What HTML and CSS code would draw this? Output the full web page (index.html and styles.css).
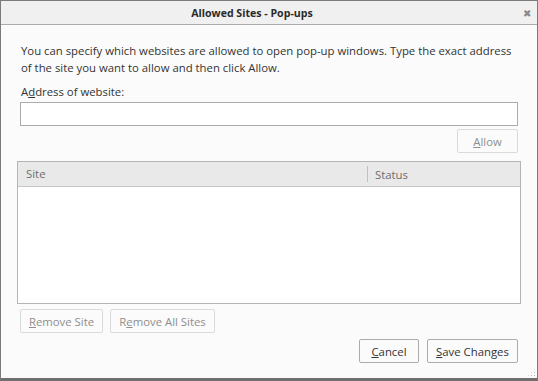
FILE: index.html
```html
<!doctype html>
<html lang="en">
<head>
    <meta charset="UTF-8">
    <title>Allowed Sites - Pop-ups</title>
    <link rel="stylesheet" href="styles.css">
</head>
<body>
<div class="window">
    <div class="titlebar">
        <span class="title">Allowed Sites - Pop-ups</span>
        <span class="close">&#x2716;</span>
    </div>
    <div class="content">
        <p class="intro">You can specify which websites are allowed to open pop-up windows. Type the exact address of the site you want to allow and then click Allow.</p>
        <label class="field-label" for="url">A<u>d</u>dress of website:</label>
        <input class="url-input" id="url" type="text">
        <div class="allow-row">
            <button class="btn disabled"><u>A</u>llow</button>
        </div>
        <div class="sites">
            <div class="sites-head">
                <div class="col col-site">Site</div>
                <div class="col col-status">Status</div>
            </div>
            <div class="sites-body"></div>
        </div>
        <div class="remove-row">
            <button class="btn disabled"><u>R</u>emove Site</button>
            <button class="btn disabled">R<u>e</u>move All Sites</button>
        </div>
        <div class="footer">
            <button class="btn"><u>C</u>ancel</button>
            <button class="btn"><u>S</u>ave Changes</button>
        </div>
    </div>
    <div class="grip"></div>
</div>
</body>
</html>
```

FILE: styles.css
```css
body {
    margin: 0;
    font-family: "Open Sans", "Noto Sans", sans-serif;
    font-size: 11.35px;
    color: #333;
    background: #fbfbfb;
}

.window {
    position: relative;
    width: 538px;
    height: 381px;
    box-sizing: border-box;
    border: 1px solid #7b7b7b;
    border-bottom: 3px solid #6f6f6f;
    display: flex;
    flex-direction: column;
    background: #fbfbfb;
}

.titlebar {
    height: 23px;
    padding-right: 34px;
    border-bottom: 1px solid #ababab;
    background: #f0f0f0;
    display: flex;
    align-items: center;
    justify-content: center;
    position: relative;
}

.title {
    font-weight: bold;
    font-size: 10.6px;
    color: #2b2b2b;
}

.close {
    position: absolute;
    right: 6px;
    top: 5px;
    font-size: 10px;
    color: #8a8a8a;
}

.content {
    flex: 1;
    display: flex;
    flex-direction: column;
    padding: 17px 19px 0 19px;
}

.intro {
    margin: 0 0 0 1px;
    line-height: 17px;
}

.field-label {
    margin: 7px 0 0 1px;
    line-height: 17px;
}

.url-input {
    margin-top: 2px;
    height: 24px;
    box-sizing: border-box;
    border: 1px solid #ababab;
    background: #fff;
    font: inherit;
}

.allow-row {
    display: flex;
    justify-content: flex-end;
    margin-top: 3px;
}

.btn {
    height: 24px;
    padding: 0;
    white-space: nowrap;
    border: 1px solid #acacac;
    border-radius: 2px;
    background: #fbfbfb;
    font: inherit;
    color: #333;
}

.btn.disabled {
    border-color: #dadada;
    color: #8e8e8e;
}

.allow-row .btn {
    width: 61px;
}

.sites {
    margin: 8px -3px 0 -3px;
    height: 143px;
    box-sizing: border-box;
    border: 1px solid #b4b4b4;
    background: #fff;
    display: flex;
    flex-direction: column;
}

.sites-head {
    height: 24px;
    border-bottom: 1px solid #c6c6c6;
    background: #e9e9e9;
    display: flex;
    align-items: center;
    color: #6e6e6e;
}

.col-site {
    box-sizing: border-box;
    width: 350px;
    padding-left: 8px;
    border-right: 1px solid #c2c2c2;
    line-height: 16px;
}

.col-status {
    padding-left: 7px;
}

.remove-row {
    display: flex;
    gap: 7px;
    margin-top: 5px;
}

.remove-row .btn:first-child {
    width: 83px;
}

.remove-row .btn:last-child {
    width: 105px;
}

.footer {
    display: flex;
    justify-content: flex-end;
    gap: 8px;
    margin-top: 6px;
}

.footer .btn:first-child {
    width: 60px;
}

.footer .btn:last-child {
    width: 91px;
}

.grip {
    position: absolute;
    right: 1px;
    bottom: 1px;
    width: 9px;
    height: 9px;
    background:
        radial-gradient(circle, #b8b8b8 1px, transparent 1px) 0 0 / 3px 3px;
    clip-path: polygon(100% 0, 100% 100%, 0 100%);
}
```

★ ★ ★ ★

OBJECTIVE >> Please write out all of the material above without changing a word, and omit any pictures.

WRITTEN RESPONSE >>
What HTML and CSS code would draw this? Output the full web page (index.html and styles.css).
FILE: index.html
```html
<!doctype html>
<html lang="en">
<head>
    <meta charset="UTF-8">
    <title>Allowed Sites - Pop-ups</title>
    <link rel="stylesheet" href="styles.css">
</head>
<body>
<div class="window">
    <div class="titlebar">
        <span class="title">Allowed Sites - Pop-ups</span>
        <span class="close">&#x2716;</span>
    </div>
    <div class="content">
        <p class="intro">You can specify which websites are allowed to open pop-up windows. Type the exact address of the site you want to allow and then click Allow.</p>
        <label class="field-label" for="url">A<u>d</u>dress of website:</label>
        <input class="url-input" id="url" type="text">
        <div class="allow-row">
            <button class="btn disabled"><u>A</u>llow</button>
        </div>
        <div class="sites">
            <div class="sites-head">
                <div class="col col-site">Site</div>
                <div class="col col-status">Status</div>
            </div>
            <div class="sites-body"></div>
        </div>
        <div class="remove-row">
            <button class="btn disabled"><u>R</u>emove Site</button>
            <button class="btn disabled">R<u>e</u>move All Sites</button>
        </div>
        <div class="footer">
            <button class="btn"><u>C</u>ancel</button>
            <button class="btn"><u>S</u>ave Changes</button>
        </div>
    </div>
    <div class="grip"></div>
</div>
</body>
</html>
```

FILE: styles.css
```css
body {
    margin: 0;
    font-family: "Open Sans", "Noto Sans", sans-serif;
    font-size: 11.35px;
    color: #333;
    background: #fbfbfb;
}

.window {
    position: relative;
    width: 538px;
    height: 381px;
    box-sizing: border-box;
    border: 1px solid #7b7b7b;
    border-bottom: 3px solid #6f6f6f;
    display: flex;
    flex-direction: column;
    background: #fbfbfb;
}

.titlebar {
    height: 23px;
    padding-right: 34px;
    border-bottom: 1px solid #ababab;
    background: #f0f0f0;
    display: flex;
    align-items: center;
    justify-content: center;
    position: relative;
}

.title {
    font-weight: bold;
    font-size: 10.6px;
    color: #2b2b2b;
}

.close {
    position: absolute;
    right: 6px;
    top: 5px;
    font-size: 10px;
    color: #8a8a8a;
}

.content {
    flex: 1;
    display: flex;
    flex-direction: column;
    padding: 17px 19px 0 19px;
}

.intro {
    margin: 0 0 0 1px;
    line-height: 17px;
}

.field-label {
    margin: 7px 0 0 1px;
    line-height: 17px;
}

.url-input {
    margin-top: 2px;
    height: 24px;
    box-sizing: border-box;
    border: 1px solid #ababab;
    background: #fff;
    font: inherit;
}

.allow-row {
    display: flex;
    justify-content: flex-end;
    margin-top: 3px;
}

.btn {
    height: 24px;
    padding: 0;
    white-space: nowrap;
    border: 1px solid #acacac;
    border-radius: 2px;
    background: #fbfbfb;
    font: inherit;
    color: #333;
}

.btn.disabled {
    border-color: #dadada;
    color: #8e8e8e;
}

.allow-row .btn {
    width: 61px;
}

.sites {
    margin: 8px -3px 0 -3px;
    height: 143px;
    box-sizing: border-box;
    border: 1px solid #b4b4b4;
    background: #fff;
    display: flex;
    flex-direction: column;
}

.sites-head {
    height: 24px;
    border-bottom: 1px solid #c6c6c6;
    background: #e9e9e9;
    display: flex;
    align-items: center;
    color: #6e6e6e;
}

.col-site {
    box-sizing: border-box;
    width: 350px;
    padding-left: 8px;
    border-right: 1px solid #c2c2c2;
    line-height: 16px;
}

.col-status {
    padding-left: 7px;
}

.remove-row {
    display: flex;
    gap: 7px;
    margin-top: 5px;
}

.remove-row .btn:first-child {
    width: 83px;
}

.remove-row .btn:last-child {
    width: 105px;
}

.footer {
    display: flex;
    justify-content: flex-end;
    gap: 8px;
    margin-top: 6px;
}

.footer .btn:first-child {
    width: 60px;
}

.footer .btn:last-child {
    width: 91px;
}

.grip {
    position: absolute;
    right: 1px;
    bottom: 1px;
    width: 9px;
    height: 9px;
    background:
        radial-gradient(circle, #b8b8b8 1px, transparent 1px) 0 0 / 3px 3px;
    clip-path: polygon(100% 0, 100% 100%, 0 100%);
}
```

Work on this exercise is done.